Um dia, o Aníbal vendeu-me uma caneta de ouro por vinte escudos. Tirei o dinheiro do mealheiro e levei-lho no dia seguinte. A caneta era mesmo bonita, nunca tinha tido nada assim. Levei-a para a escola e passei a escrever com ela nas aulas. Numa aula de português, enquanto escrevia, o Viana levantou-se e tirou-me a caneta da mão. Reclamei. a professora interveio e esclareceu as coisas. Aníbal tinha roubado a caneta ao Viana e vendeu-ma. Ficou determinado que o Aníbal me deveria devolver o dinheiro.
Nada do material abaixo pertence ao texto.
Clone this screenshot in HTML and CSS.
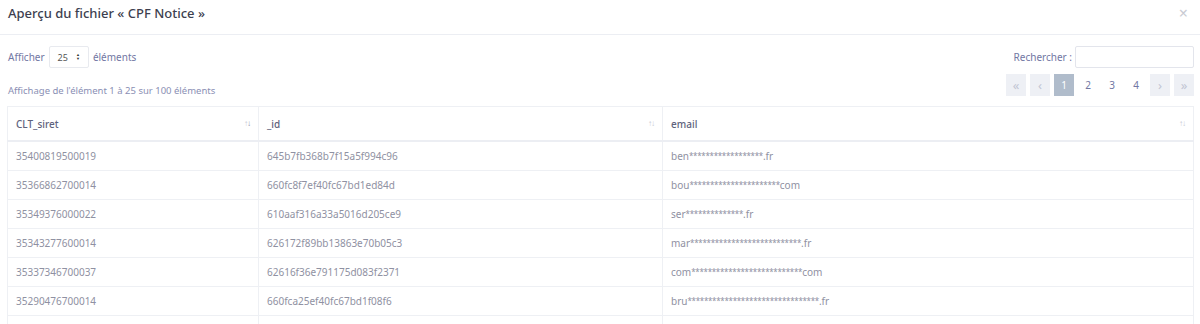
FILE: index.html
```html
<!DOCTYPE html>
<html lang="fr">
<head>
    <meta charset="UTF-8">
    <title>Aperçu du fichier</title>
    <link rel="stylesheet" href="styles.css">
</head>
<body>
<div class="modal">
    <div class="modal-header">
        <h5 class="modal-title">Aperçu du fichier « CPF Notice »</h5>
        <span class="close">&times;</span>
    </div>
    <div class="modal-body">
        <div class="controls">
            <div class="left">
                <label class="length">Afficher
                    <span class="select">25 <span class="caret">&#9650;<br>&#9660;</span></span>
                    éléments</label>
                <div class="info">Affichage de l'élément 1 à 25 sur 100 éléments</div>
            </div>
            <div class="right">
                <label class="search">Rechercher : <span class="input"></span></label>
                <div class="pagination">
                    <span class="page nav">&laquo;</span>
                    <span class="page nav">&lsaquo;</span>
                    <span class="page active">1</span>
                    <span class="page">2</span>
                    <span class="page">3</span>
                    <span class="page">4</span>
                    <span class="page nav">&rsaquo;</span>
                    <span class="page nav">&raquo;</span>
                </div>
            </div>
        </div>

        <table class="data">
            <thead>
                <tr>
                    <th class="c1">CLT_siret <span class="sort">&uarr;<b>&darr;</b></span></th>
                    <th class="c2">_id <span class="sort">&uarr;&darr;</span></th>
                    <th>email <span class="sort">&uarr;&darr;</span></th>
                </tr>
            </thead>
            <tbody>
                <tr><td>35400819500019</td><td>645b7fb368b7f15a5f994c96</td><td>ben<span class="mask">******************</span>.fr</td></tr>
                <tr><td>35366862700014</td><td>660fc8f7ef40fc67bd1ed84d</td><td>bou<span class="mask">**********************</span>com</td></tr>
                <tr><td>35349376000022</td><td>610aaf316a33a5016d205ce9</td><td>ser<span class="mask">**************</span>.fr</td></tr>
                <tr><td>35343277600014</td><td>626172f89bb13863e70b05c3</td><td>mar<span class="mask">***************************</span>.fr</td></tr>
                <tr><td>35337346700037</td><td>62616f36e791175d083f2371</td><td>com<span class="mask">***************************</span>com</td></tr>
                <tr><td>35290476700014</td><td>660fca25ef40fc67bd1f08f6</td><td>bru<span class="mask">********************************</span>.fr</td></tr>
                <tr><td></td><td></td><td></td></tr>
            </tbody>
        </table>
    </div>
</div>
</body>
</html>
```

FILE: styles.css
```css
body {
    margin: 0;
    background: #fff;
    font-family: 'Noto Sans', sans-serif;
    font-size: 10px;
    color: #8f91a2;
    overflow: hidden;
}

.modal-header {
    display: flex;
    justify-content: space-between;
    align-items: flex-start;
    height: 35px;
    padding: 4px 8px 0 8px;
    border-bottom: 1px solid #eceef3;
    box-sizing: border-box;
}

.modal-title {
    margin: 0;
    font-size: 13px;
    font-weight: 500;
    color: #3d3f4f;
}

.close {
    font-size: 16px;
    line-height: 18px;
    color: #c9cbd3;
    margin-right: 4px;
}

.modal-body {
    padding: 11px 6px 0 7px;
}

.controls {
    display: flex;
    justify-content: space-between;
}

.length {
    display: flex;
    align-items: center;
    gap: 4px;
    color: #7277a3;
    height: 22px;
    padding-left: 1px;
}

.select {
    display: inline-flex;
    align-items: center;
    gap: 8px;
    border: 1px solid #e8eaef;
    border-radius: 2px;
    height: 20px;
    padding: 0 8px;
    font-size: 9px;
    color: #555;
}

.caret {
    font-size: 4px;
    line-height: 4px;
    color: #333;
}

.info {
    margin-top: 16px;
    padding-left: 1px;
    color: #8a8fb4;
    font-size: 9.5px;
}

.right {
    display: flex;
    flex-direction: column;
    align-items: flex-end;
}

.search {
    display: flex;
    align-items: center;
    gap: 3px;
    color: #7277a3;
}

.input {
    display: inline-block;
    width: 117px;
    height: 20px;
    border: 1px solid #e3e5ec;
    border-radius: 2px;
}

.pagination {
    display: flex;
    gap: 4px;
    margin-top: 6px;
}

.page {
    display: flex;
    align-items: center;
    justify-content: center;
    width: 20px;
    height: 22px;
    color: #7277a3;
    font-size: 10px;
}

.page.nav {
    background: #eef0f5;
    color: #c1c5d3;
    font-size: 13px;
}

.page.active {
    background: #b0bccb;
    color: #fff;
}

.data {
    width: 100%;
    margin-top: 9px;
    border-collapse: collapse;
    border: 1px solid #eef0f4;
}

.data th {
    text-align: left;
    font-weight: 500;
    color: #5e627c;
    height: 33px;
    padding: 0 8px;
    border-bottom: 2px solid #eceef3;
    border-left: 1px solid #eef0f4;
}

.data th.c1 {
    width: 234px;
}

.data th.c2 {
    width: 387px;
}

.sort {
    float: right;
    font-size: 8px;
    color: #c5c8d4;
    letter-spacing: -1px;
}

.sort b {
    font-weight: normal;
    color: #8f93a8;
}

.data td {
    height: 28px;
    padding: 0 8px;
    border-bottom: 1px solid #eef0f4;
    border-left: 1px solid #eef0f4;
    color: #8f91a2;
}

.mask {
    font-size: 8px;
    vertical-align: 1px;
    letter-spacing: -0.3px;
}
```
Na aula seguinte, a professora perguntou-me se ele já me tinha devolvido os vintes escudos. Eu disse que sim, mas nunca os recebi.
Cheguei a casa e mostrei os folhetos sobre a libertação das colónias à minha mãe. O meu pai era embarcado e só vinha a casa de seis em seis semanas. A minha mãe era uma miudinha, com ar ingénuo, tinha estudado num colégio de freiras, e tinha que aguentar a casa, comigo e mais os meus três irmãos, na ausência do meu pai. Mostrei-lhe os folhetos e ela disse: “deita já isso fora”. A reação foi tão brusca e exaltada que eu fiz-lhe a vontade. Não foi logo, porque eu queria guardar aqueles achados tão estranhos, provocatórios e incompreensíveis, e ainda os tive no quarto até ao fim do dia. Mas ao cair da noite fui pô-los no balde do lixo.
Nesse dia, enquanto jantávamos, ouviu-se o estrondo de mais uma bomba que rebentou em Lisboa.